Kilimanjaro lured us on. We were spellbound by spilling jewels of water despite ankle-wrenching slippery paths, her fresh breath despite a throat-scratching lack of oxygen, and the fire in her crater below her ice-encrusted white beret.

Jackson

“Taba anaa aoldoinyo oibor. May you be as big as the White Mountain.” — Maasai blessing

She entranced us all. Jackson reacted as a wise Maasai warrior. “It was so hard to breath that final day. The nearly full moon set, leaving us in darkness until a fiery sun rose over neighboring Mwenzi’s raggedy crest. The wind up at Stella Point blew over the crater’s rim, carrying flying rocks. A great fear struck as I looked down. Mugu, our Maasai god lives there. I had disrupted him and he seemed angry. I was confused. Should I hide behind a boulder or continue to the summit?” As a Maasai moran of the 21st century and supporting the Mara Conservancy, Jackson proceeded in great pride to Uhuru Peak, a place none of his elders had ever seen. Appropriately, Jackson was there before me. Africa is much more his than mine.

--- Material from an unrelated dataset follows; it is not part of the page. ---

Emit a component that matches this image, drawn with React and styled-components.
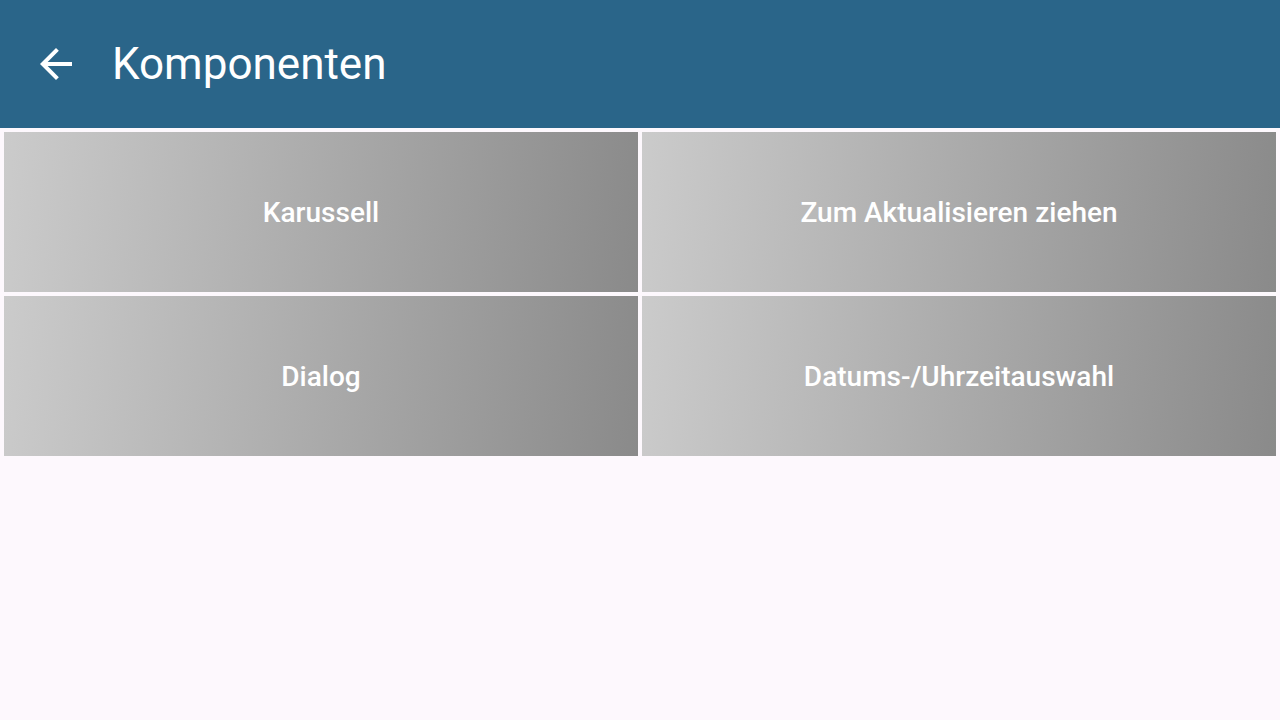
import React from 'react';
import styled, { createGlobalStyle } from 'styled-components';

const GlobalStyle = createGlobalStyle`
  html, body {
    margin: 0;
    padding: 0;
    background: #fdf8fd;
    font-family: Roboto, "Noto Sans", sans-serif;
  }
`;

const Page = styled.div`
  width: 1280px;
  height: 720px;
  background: #fdf8fd;
`;

const Header = styled.header`
  height: 128px;
  background: #2a6589;
  display: flex;
  align-items: center;
  padding-left: 32px;
  box-sizing: border-box;
  color: #fff;
`;

const BackButton = styled.button`
  width: 48px;
  height: 48px;
  padding: 0;
  border: none;
  background: none;
  display: flex;
  align-items: center;
  justify-content: center;
  margin-right: 32px;
  cursor: pointer;
`;

const Title = styled.h1`
  margin: 0;
  font-size: 44px;
  font-weight: 400;
  color: #fff;
`;

const Grid = styled.div`
  display: grid;
  grid-template-columns: 1fr 1fr;
  grid-auto-rows: 160px;
  gap: 4px;
  padding: 4px;
`;

const Tile = styled.div`
  background: linear-gradient(95deg, #cbcbcb 0%, #8a8a8a 100%);
  display: flex;
  align-items: center;
  justify-content: center;
  color: #fff;
  font-size: 28px;
  font-weight: 500;
  cursor: pointer;
`;

const items = ['Karussell', 'Zum Aktualisieren ziehen', 'Dialog', 'Datums-/Uhrzeitauswahl'];

export default function App() {
  return (
    <Page>
      <GlobalStyle />
      <Header>
        <BackButton>
          <svg width="48" height="48" viewBox="0 0 24 24" fill="#fff">
            <path d="M20 11H7.83l5.59-5.59L12 4l-8 8 8 8 1.41-1.41L7.83 13H20v-2z" />
          </svg>
        </BackButton>
        <Title>Komponenten</Title>
      </Header>
      <Grid>
        {items.map((label) => (
          <Tile key={label}>{label}</Tile>
        ))}
      </Grid>
    </Page>
  );
}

As I paused for breath below Kilimanjaro’s crater rim, Jackson bestowed on me a Maasai blessing, “May you be as big as the White Mountain.” Feeling Kili’s crusty, matriarchal strength, I too edged up to peer into Kibo Crater, home of Mugu! An adrenaline rush kicked in for the next ninety minutes carrying me easily to Uhuru Peak. Was that Mugu’s gift or Kili’s gift? For an hour, atop all Africa, I was the newest member of Kili’s great family.

We had an amazing support system. Chagga porters bearing jerry cans of water, cartons of eggs, and bulky tents made us feel like mice. These yeomen carried our gear, set up camp, taught us to honor the mountain, and repeatedly assured us “It’s not far now.” They taught us to use boulders as bolster pillows during midday breaks. They cooked hearty meals to recharge our batteries. On our zero-degree Ascent Day they convinced us to wear a crazy, but necessary, 8 layers of clothing above the waist, 7 below, and 3 pairs of socks, mittens and hats.

mountain

“My heart in middle age found the way / And I came to dwell at the foot of the mountain.” — Wang Wei

Just as it was figuratively on the shoulders of the porters that we got to Kili’s peak, the success of the Mara Conservancy as a paradigm of community-based conservation rests on the shoulders of caring environmental and economic visionaries. Kudos go to the persistence and the foresight of local Maasai. Support has also come from concerned safari guides, a tireless chief executive, and environmentally aware politicians. Each of their burdens has been heavy.

With our successful summit Jackson and I earned $15,000 to lighten some of the Mara Conservancy’s economic struggles. Our funds paid for maps, night-vision binoculars, anti-poaching gear, flight surveillance, and an accountant’s fee to prepare the Conservancy’s second transparent audit.

Inspired by our successes, Jackson wrote me one month later, “I thought that after that mlima (mountain) I would not want to climb even small hills, but I am stronger than ever now, my binoculars are strapped around my neck and my eye is focused on every horizon in front of me.” Bravo, Jacko!

Trekking along 10,000-year-old equatorial glaciers 150 feet high is becoming a rare privilege. Scientists agree Kili will lose this snowcap by 2020. Since 1912, four-fifths of the ice fields have melted – by half a meter per year. Global warming, deforestation and population growth on Kili’s back are causing the loss of this precious fresh water supply.

ice

Kilimanjaro remains massively solid despite her melting ice cloak. Even if it’s too late to protect her glaciers, Kili and Mother Nature are amazingly tough, not willing to accept defeat. Kili’s balding can be a teacher. Wildlife, water supplies and cultural identities can still be preserved. Conservationists, like those of us who climb mountains, must stand tall even if we progress only one step at a time.